The profile of the bend that can be obtained on a known automatic panelling machine is not just the classic 90° profile that can be obtained with a manual bending machine. The simultaneous control of the positioning of the blade and of the pressure exerted on it make it possible to obtain radial profiles.
The use of traditional blades, particular tools and dies during the bending cycle also makes it possible to obtain special profiles, without it being necessary for the operator to intervene to vary the length or the special tool used.
Traditionally constructed blades are supported by a C-shaped structure mounted on the main frame and the unit comprises two blades: the upper one for shaping negative bends (facing downwards) and the lower one for positive bends (facing upwards).
The system controls the size of the angles and the thickness of the sheet metal, adjusting the position of the blades by means of proportional valves. All the movements are carried out by proportional-control hydraulic cylinders. A special mechanism guarantees the parallelism of the bending unit movements.
The punch or upper presser element is modular in order to obtain the appropriate size of the piece to be machines and contractable to allow extraction of the machined piece.

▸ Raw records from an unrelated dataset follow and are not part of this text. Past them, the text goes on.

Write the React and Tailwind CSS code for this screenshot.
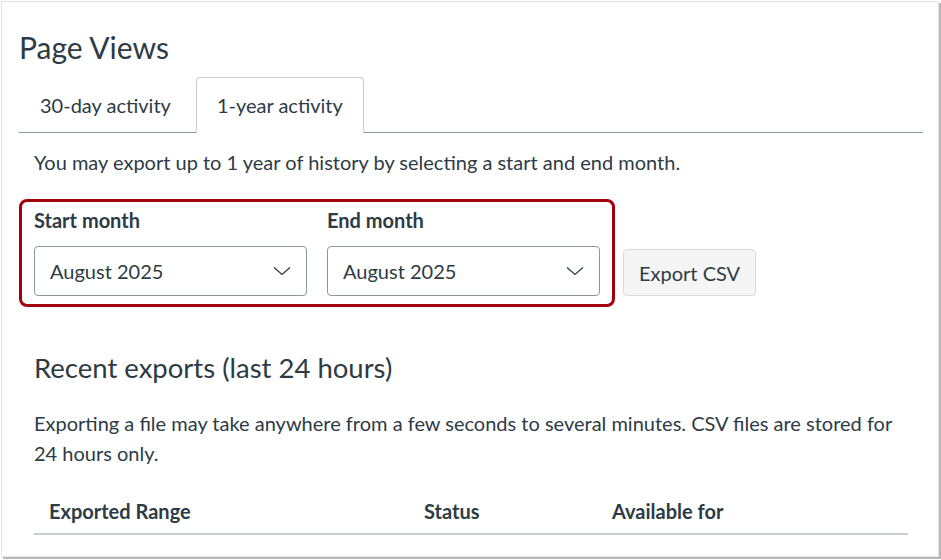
function MonthSelect({ value }) {
  return (
    <div className="flex h-[50px] w-[273px] items-center justify-between rounded-[4px] border border-[#8b969e] bg-white pl-[15px] pr-[15px]">
      <span>{value}</span>
      <svg width="18" height="10" viewBox="0 0 18 10" fill="none" className="text-[#2d3b45]">
        <path d="M1 1.5 L9 8.5 L17 1.5" stroke="currentColor" strokeWidth="1.3" />
      </svg>
    </div>
  );
}

export default function App() {
  return (
    <div className="h-[560px] w-[941px] bg-white" style={{ fontFamily: "Lato, 'Open Sans', sans-serif" }}>
      <div className="ml-[1px] mt-[1px] h-[556px] w-[938px] border border-[#e4e4e4] bg-white pl-[17px] pr-[15px] text-[#2d3b45] shadow-[2px_2px_0_#b8b8b8]">
        {/* ================= HEADER ================= */}
        <h1 className="mt-[25px] text-[30px] leading-[40px] font-normal">Page Views</h1>

        {/* ================= TABS ================= */}
        <div className="mt-[10px] flex border-b border-[#8b969e] text-[20px]">
          <div className="flex h-[55px] items-center pl-[21px] pr-[25px]">30-day activity</div>
          <div className="-mb-px flex h-[56px] items-center rounded-t-[4px] border border-b-0 border-[#c7cdd1] bg-white px-[20px] pb-[2px]">
            1-year activity
          </div>
        </div>

        {/* ================= PANEL ================= */}
        <div className="px-[15px] text-[20px]">
          <p className="mt-[16px] leading-[26px]">
            You may export up to 1 year of history by selecting a start and end month.
          </p>

          <div className="mt-[24px] -ml-[15px] flex items-end gap-[8px]">
            <div className="flex gap-[20px] rounded-[8px] border-[3px] border-[#a3000e] px-[12px] pt-[6px] pb-[8px]">
              <div>
                <div className="mb-[14px] font-bold leading-[24px]">Start month</div>
                <MonthSelect value="August 2025" />
              </div>
              <div>
                <div className="mb-[14px] font-bold leading-[24px]">End month</div>
                <MonthSelect value="August 2025" />
              </div>
            </div>
            <button className="mb-[11px] h-[47px] rounded-[4px] border border-[#d7dade] bg-[#f5f5f5] px-[15px] text-[#2d3b45]">
              Export CSV
            </button>
          </div>

          {/* ================= RECENT EXPORTS ================= */}
          <h2 className="mt-[44px] text-[27.5px] font-normal leading-[34px]">Recent exports (last 24 hours)</h2>
          <p className="mt-[23px] leading-[30px]">
            Exporting a file may take anywhere from a few seconds to several minutes. CSV files are stored for 24 hours
            only.
          </p>

          <div className="mt-[30px] flex border-b-2 border-[#c7cdd1] pb-[9px] font-bold leading-[26px]">
            <div className="w-[390px] pl-[15px]">Exported Range</div>
            <div className="w-[188px]">Status</div>
            <div>Available for</div>
          </div>
        </div>
      </div>
    </div>
  );
}
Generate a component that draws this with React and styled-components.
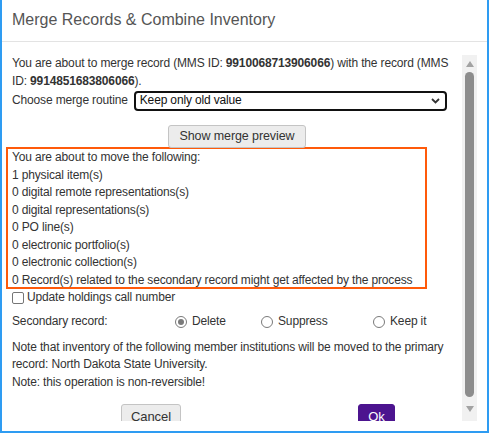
import React from "react";
import styled, { createGlobalStyle } from "styled-components";

const GlobalStyle = createGlobalStyle`
  html, body { margin: 0; padding: 0; background: #fff; }
  body { font-family: "Liberation Sans", Arial, sans-serif; }
  * { box-sizing: border-box; }
`;

const Dialog = styled.div`
  width: 489px;
  height: 433px;
  border: 2px solid #2e9cf2;
  border-top: none;
  background: #fff;
  display: flex;
  flex-direction: column;
  color: #333;
  font-size: 12px;
  letter-spacing: -0.15px;
`;

const Header = styled.div`
  height: 42px;
  flex: none;
  border-bottom: 1px solid #e3e3e3;
  display: flex;
  align-items: center;
  padding-left: 10px;
  padding-bottom: 1px;
`;

const Title = styled.h1`
  margin: 0;
  font-size: 16px;
  font-weight: normal;
  color: #555;
  letter-spacing: 0;
`;

const Body = styled.div`
  flex: 1;
  min-height: 0;
  display: flex;
  padding: 13px 10px 10px 4px;
`;

const Scroller = styled.div`
  flex: 1;
  min-width: 0;
  overflow: hidden;
  padding-left: 6px;
  line-height: 17.5px;
`;

const Para = styled.p`
  margin: 0;
`;

const Strong = styled.b`
  font-weight: bold;
`;

const ChooseRow = styled.div`
  display: flex;
  align-items: center;
  height: 20px;
  margin-top: 1px;
  gap: 6px;
`;

const SelectBox = styled.div`
  width: 313px;
  height: 20px;
  border: 2px solid #111;
  border-radius: 4px;
  display: flex;
  align-items: center;
  justify-content: space-between;
  padding: 0 5px 0 4px;
  color: #111;
`;

const Center = styled.div`
  display: flex;
  justify-content: center;
  margin-top: 14px;
  margin-bottom: -1px;
`;

const GrayButton = styled.button`
  font-family: inherit;
  font-size: ${(p) => p.$size || 13}px;
  letter-spacing: -0.1px;
  color: #333;
  background: #ececec;
  border: 1px solid #c4c4c4;
  border-radius: 3px;
  height: ${(p) => p.$h || 23}px;
  width: ${(p) => p.$w}px;
  padding: 0;
  line-height: 1;
`;

const PrimaryButton = styled.button`
  font-family: inherit;
  font-size: 13px;
  color: #fff;
  background: #4c148f;
  border: 1px solid #4c148f;
  border-radius: 3px;
  height: 24px;
  width: 37px;
  padding: 0;
  line-height: 1;
`;

const Highlight = styled.div`
  margin-left: -6px;
  width: 421px;
  height: 142px;
  border: 2px solid #ff5a0a;
  padding-left: 4px;
`;

const CheckRow = styled.label`
  display: flex;
  align-items: center;
  gap: 3px;
  height: 17.5px;
`;

const CheckBox = styled.span`
  width: 12px;
  height: 12px;
  border: 1px solid #767676;
  border-radius: 2px;
  background: #fff;
  flex: none;
  margin-top: 1px;
`;

const RadioGrid = styled.div`
  display: grid;
  grid-template-columns: 163px 86px 112px auto;
  align-items: center;
  margin-top: 6px;
  height: 18px;
`;

const RadioOption = styled.label`
  display: flex;
  align-items: center;
  gap: 5px;
`;

const RadioDot = styled.span`
  width: 12px;
  height: 12px;
  border-radius: 50%;
  border: 1px solid #7a7a7a;
  background: #fff;
  flex: none;
  display: flex;
  align-items: center;
  justify-content: center;
  &::after {
    content: "";
    width: 6px;
    height: 6px;
    border-radius: 50%;
    background: ${(p) => (p.$checked ? "#7a7a7a" : "transparent")};
  }
`;

const Notes = styled.div`
  margin-top: 8px;
`;

const Footer = styled.div`
  display: flex;
  align-items: flex-start;
  gap: 177px;
  padding-left: 109px;
  margin-top: 13px;
`;

const ScrollTrack = styled.div`
  width: 15px;
  flex: none;
  background: #f1f1f1;
  display: flex;
  flex-direction: column;
  align-items: center;
`;

const Arrow = styled.div`
  height: ${(p) => p.$h}px;
  display: flex;
  align-items: center;
  justify-content: center;
  flex: none;
`;

const Thumb = styled.div`
  flex: 1;
  width: 9px;
  border-radius: 5px;
  background: #8d8d8d;
`;

const Triangle = ({ down }) => (
  <svg width="8" height="6" viewBox="0 0 8 6">
    <path d={down ? "M0 0 L8 0 L4 6 Z" : "M0 6 L8 6 L4 0 Z"} fill="#a3a3a3" />
  </svg>
);

export default function App() {
  return (
    <>
      <GlobalStyle />
      <Dialog>
        <Header>
          <Title>Merge Records &amp; Combine Inventory</Title>
        </Header>
        <Body>
          <Scroller>
            <Para>
              You are about to merge record (MMS ID: <Strong>9910068713906066</Strong>) with the record (MMS ID:{" "}
              <Strong>9914851683806066</Strong>).
            </Para>
            <ChooseRow>
              <span>Choose merge routine</span>
              <SelectBox>
                <span>Keep only old value</span>
                <svg width="9" height="6" viewBox="0 0 9 6">
                  <path d="M1 1 L4.5 4.5 L8 1" fill="none" stroke="#333" strokeWidth="1.8" />
                </svg>
              </SelectBox>
            </ChooseRow>
            <Center>
              <GrayButton $size={12.5} $w={138}>Show merge preview</GrayButton>
            </Center>
            <Highlight>
              <div>You are about to move the following:</div>
              <div>1 physical item(s)</div>
              <div>0 digital remote representations(s)</div>
              <div>0 digital representations(s)</div>
              <div>0 PO line(s)</div>
              <div>0 electronic portfolio(s)</div>
              <div>0 electronic collection(s)</div>
              <div>0 Record(s) related to the secondary record might get affected by the process</div>
            </Highlight>
            <CheckRow>
              <CheckBox />
              <span>Update holdings call number</span>
            </CheckRow>
            <RadioGrid>
              <span>Secondary record:</span>
              <RadioOption>
                <RadioDot $checked />
                <span>Delete</span>
              </RadioOption>
              <RadioOption>
                <RadioDot />
                <span>Suppress</span>
              </RadioOption>
              <RadioOption>
                <RadioDot />
                <span>Keep it</span>
              </RadioOption>
            </RadioGrid>
            <Notes>
              <Para>
                Note that inventory of the following member institutions will be moved to the primary record: North
                Dakota State University.
              </Para>
              <Para>Note: this operation is non-reversible!</Para>
            </Notes>
            <Footer>
              <GrayButton $h={24} $w={60}>Cancel</GrayButton>
              <PrimaryButton>Ok</PrimaryButton>
            </Footer>
          </Scroller>
          <ScrollTrack>
            <Arrow $h={17}>
              <Triangle />
            </Arrow>
            <Thumb />
            <Arrow $h={24}>
              <Triangle down />
            </Arrow>
          </ScrollTrack>
        </Body>
      </Dialog>
    </>
  );
}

It is mounted on an electrowelded structure with four arms and hinged to the rear part of the main frame.
Thanks to the action of appropriate mechanisms each segment can be released and repositioned very easily, since a trigger prevents the segment falling from the tool-holder bar.
The movements of the C-shaped structure and of the upper tool are controlled by hydraulic cylinders rather than by electric motors.
The position of the cylinders, or electric motors, is controlled by a special system (numerical control or similar) in such a way as to allow the greatest degree of precision during all the bending stages.
Traditional hydraulic panelling machines, like other panelling machines on the market, are equipped with a kinematic system which determines and controls the movement of the blade-holder unit.
This structure can in some cases be the pentalateral type, that is to say consisting of a closed kinematic chain with five members connected by five kinematic pairs.
In hydraulic machines the traditional pentalateral type kinematic chain is used, however, to give the machine torsional rigidity and does not therefore have specific mechanical functions.
In the patent application PCT/IT2004/000581 the same applicant invented a particular kinematic chain with two degrees of freedom, currently the only one that allows electrical control of the bending blade.
The same applicant recently introduced a series of panelling machines on the market which are characterised by electrical control of the bending axes and of the punch/presser, that is to say all the axes that provide torque and absorb significant power exploiting the invention described above.
This new series of machines, well received by the market, presents the following features:                reduced energy consumption (more than halved compared to a corresponding hydraulic machine);        less noisy and more respect for the environment;        better control of the pressing and bending axes with consequent better results in terms of component finish;        improved performance in terms of speed and cycle time compared with all the machines currently on the market;        
The kinematic designs for control of the punch/presser in machines currently produced are shown in FIGS. 1a to 3a, while FIGS. 1 to 3 show the respective machines, characterised by the use of a mechanical design defined articulated quadrilateral.
As can be seen in the figures this is the kinematic design defined as four bar linkage which works close to a singular configuration in order to ensure an adequate pressing force for kinematic amplification of the delivered torque.
FIGS. 1 to 3 show the components of the punching machines currently produced with a four bar linkage structure. In the three figures, which represent the known art, A indicates the frame, B the driving crank, C the connecting rod, D the presser arm and E an auxiliary tool. FIGS. 1a, 2a and 3a show the respective kinematic designs.
The kinematic designs for the control of the punch/presser in machines; of this type present the following limitation:                if the machine is used with auxiliary tools positioned between the punch/presser and counter-punch or counter-blade (and in any other similar situation), the kinematic system works in unfavourable conditions, in which the pressing forces delivered are considerably reduced and insufficient (around_of the maximum force necessary) to guarantee the stability of all the sheet metal that can be processed on the machine (see figure of the kinematic system);        in the form of a graph provided to the users, the maximum limits (length, thickness, type of material) are defined for the use of auxiliary tools positioned between the punch/presser and counter-punch or counter-blade (see graph).        this kinematic system is currently a limitation to the development (greater lengths and thicknesses) of the range of electric panelling machines, due to the technical impossibility of emitting greater torque; overcoming this limitation would allow the gradual replacement of the hydraulic Express Bender (EB) machine with the more modern and performing EBe in all the sizes produced.